La JCI ne renonce pas à la Révolution prolétarienne qui pour elle ne fait qu’un avec la guerre civile et qui doit créer une nouvelle économie prolétarienne, caractérisée par la socialisation de la grande industrie, de la banque et de la terre, par le monopole du commerce extérieur et la municipalisation des services publics.
Tout dans ce programme, dont j’ai relevé les points saillants, ne coïncide pas avec nos revendications actuelles et avec nos aspirations, mais nul d’entre nous ne pourrait le taxer de contre-révolutionnaire.
Si le POUM était une force politique prédominante en Espagne, notre critique trouverait matière à s’exercer. Mais aujourd’hui, le POUM est une force auxiliaire dans la lutte antifasciste et dans la résistance à l’étranglement de la révolution, si bien que les différences théoriques entre lui et nous sont bien peu de chose par rapport à l’actualité et aux possibilités d’entente sur le terrain de l’action.
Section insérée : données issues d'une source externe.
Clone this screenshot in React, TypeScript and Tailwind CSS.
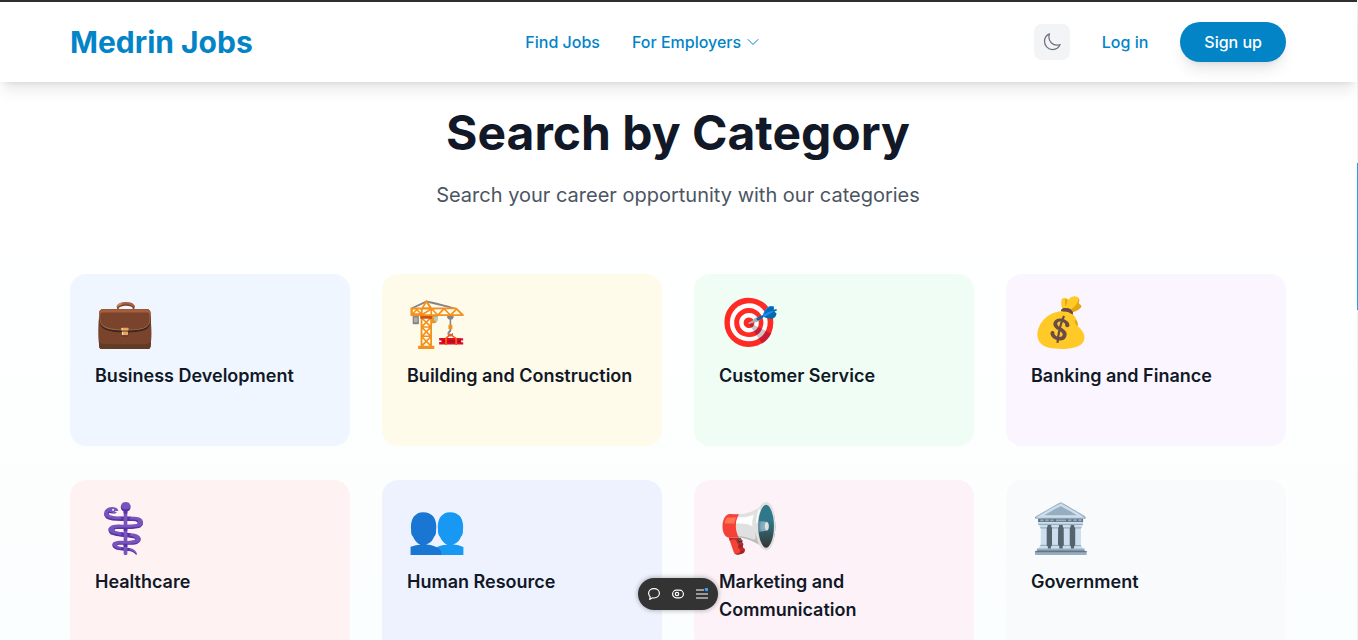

Beaucoup de motifs de critique, beaucoup de formules d’agitation du POUM adhèrent à la réalité et sont des moteurs du développement de la révolution espagnole.
Contre les desseins d’hégémonie et les manœuvres obliques du PSUC, nous devons affirmer inébranlablement et énergiquement l’utilité de la libre concurrence politique au sein des organisations syndicales et l’absolue nécessité de l’unité d’action antifasciste. Cherchons à éviter les tons de prêches, les sermons d’inquisiteurs.
Il faut dire bien haut que quiconque insulte et calomnie le POUM et demande sa suppression, est un saboteur de la lutte antifasciste que l’on ne peut tolérer.
Cette prise de position outre qu‘elle adhère à la nécessité de l’heure grave et qu’elle répond à l’esprit de l’anarchisme, constitue la meilleure prophylaxie contre la dictature contre-révolutionnaire qui se profile de plus en plus dans le programme de restauration démocratique du PSUC et dans la disjonction entre révolution et guerre de certains révolutionnaires myopes et désorientés.